* **Task**
Go through the data below. List every line that holds the word "React".

* **Data segment**

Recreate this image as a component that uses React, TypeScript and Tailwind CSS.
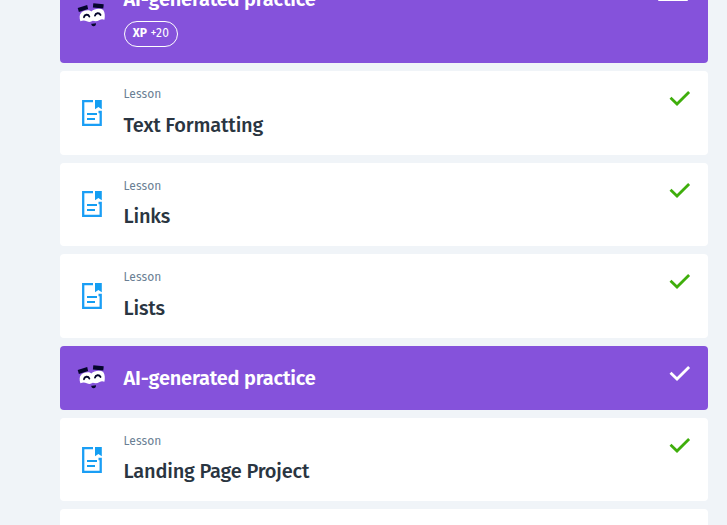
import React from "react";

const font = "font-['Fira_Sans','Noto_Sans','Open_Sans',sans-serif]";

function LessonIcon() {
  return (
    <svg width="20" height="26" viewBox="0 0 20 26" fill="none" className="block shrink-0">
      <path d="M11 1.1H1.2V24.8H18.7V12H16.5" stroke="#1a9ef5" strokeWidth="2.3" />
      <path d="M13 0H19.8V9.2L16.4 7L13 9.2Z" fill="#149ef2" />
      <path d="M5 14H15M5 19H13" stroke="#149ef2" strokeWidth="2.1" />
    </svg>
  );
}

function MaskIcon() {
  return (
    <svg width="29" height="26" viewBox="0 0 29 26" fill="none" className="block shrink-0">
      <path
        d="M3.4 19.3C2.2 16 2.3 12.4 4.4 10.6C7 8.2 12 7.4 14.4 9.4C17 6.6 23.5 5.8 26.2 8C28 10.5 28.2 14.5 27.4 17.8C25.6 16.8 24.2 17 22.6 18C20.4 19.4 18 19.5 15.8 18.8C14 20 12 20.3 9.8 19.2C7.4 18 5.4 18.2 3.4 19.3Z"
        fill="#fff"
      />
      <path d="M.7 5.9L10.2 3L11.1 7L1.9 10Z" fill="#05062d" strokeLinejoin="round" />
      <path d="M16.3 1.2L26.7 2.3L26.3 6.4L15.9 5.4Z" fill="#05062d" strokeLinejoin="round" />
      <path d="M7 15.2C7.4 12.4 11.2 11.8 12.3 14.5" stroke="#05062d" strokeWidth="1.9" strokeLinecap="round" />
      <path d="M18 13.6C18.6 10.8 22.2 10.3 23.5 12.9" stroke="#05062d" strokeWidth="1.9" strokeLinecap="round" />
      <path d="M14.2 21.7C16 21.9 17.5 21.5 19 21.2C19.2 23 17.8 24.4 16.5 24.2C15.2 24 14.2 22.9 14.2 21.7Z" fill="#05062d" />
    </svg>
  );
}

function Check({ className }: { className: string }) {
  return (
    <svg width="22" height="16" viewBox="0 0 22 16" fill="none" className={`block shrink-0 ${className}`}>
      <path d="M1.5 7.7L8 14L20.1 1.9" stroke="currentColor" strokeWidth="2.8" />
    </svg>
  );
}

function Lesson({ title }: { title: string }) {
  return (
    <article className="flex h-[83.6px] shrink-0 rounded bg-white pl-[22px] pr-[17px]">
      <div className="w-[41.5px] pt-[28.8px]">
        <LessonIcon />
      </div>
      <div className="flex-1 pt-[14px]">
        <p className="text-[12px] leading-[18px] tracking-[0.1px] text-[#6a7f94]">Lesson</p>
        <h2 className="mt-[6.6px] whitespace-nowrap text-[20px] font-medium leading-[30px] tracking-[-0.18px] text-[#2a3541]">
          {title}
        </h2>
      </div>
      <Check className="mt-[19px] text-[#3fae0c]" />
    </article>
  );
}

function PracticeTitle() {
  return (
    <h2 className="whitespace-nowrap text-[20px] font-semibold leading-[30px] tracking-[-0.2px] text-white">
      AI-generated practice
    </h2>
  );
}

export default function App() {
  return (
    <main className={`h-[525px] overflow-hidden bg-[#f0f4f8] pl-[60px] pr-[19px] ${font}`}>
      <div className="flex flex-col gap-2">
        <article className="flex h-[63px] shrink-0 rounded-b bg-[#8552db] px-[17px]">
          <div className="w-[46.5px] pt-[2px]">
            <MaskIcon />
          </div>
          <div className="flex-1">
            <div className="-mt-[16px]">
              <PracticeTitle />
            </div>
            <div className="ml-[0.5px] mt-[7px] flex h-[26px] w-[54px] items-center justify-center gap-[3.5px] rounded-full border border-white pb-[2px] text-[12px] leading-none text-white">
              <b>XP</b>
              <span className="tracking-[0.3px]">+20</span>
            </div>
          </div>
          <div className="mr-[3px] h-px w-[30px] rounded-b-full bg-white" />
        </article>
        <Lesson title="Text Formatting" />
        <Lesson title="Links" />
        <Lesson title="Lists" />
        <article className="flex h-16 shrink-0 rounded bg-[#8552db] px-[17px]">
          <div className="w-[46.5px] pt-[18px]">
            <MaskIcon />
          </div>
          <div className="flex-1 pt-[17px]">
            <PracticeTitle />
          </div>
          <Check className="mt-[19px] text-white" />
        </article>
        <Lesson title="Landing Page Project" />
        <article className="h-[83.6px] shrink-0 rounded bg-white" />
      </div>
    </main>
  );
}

* **Right answer**
Recreate this image as a component that uses React, TypeScript and Tailwind CSS.
import React from "react";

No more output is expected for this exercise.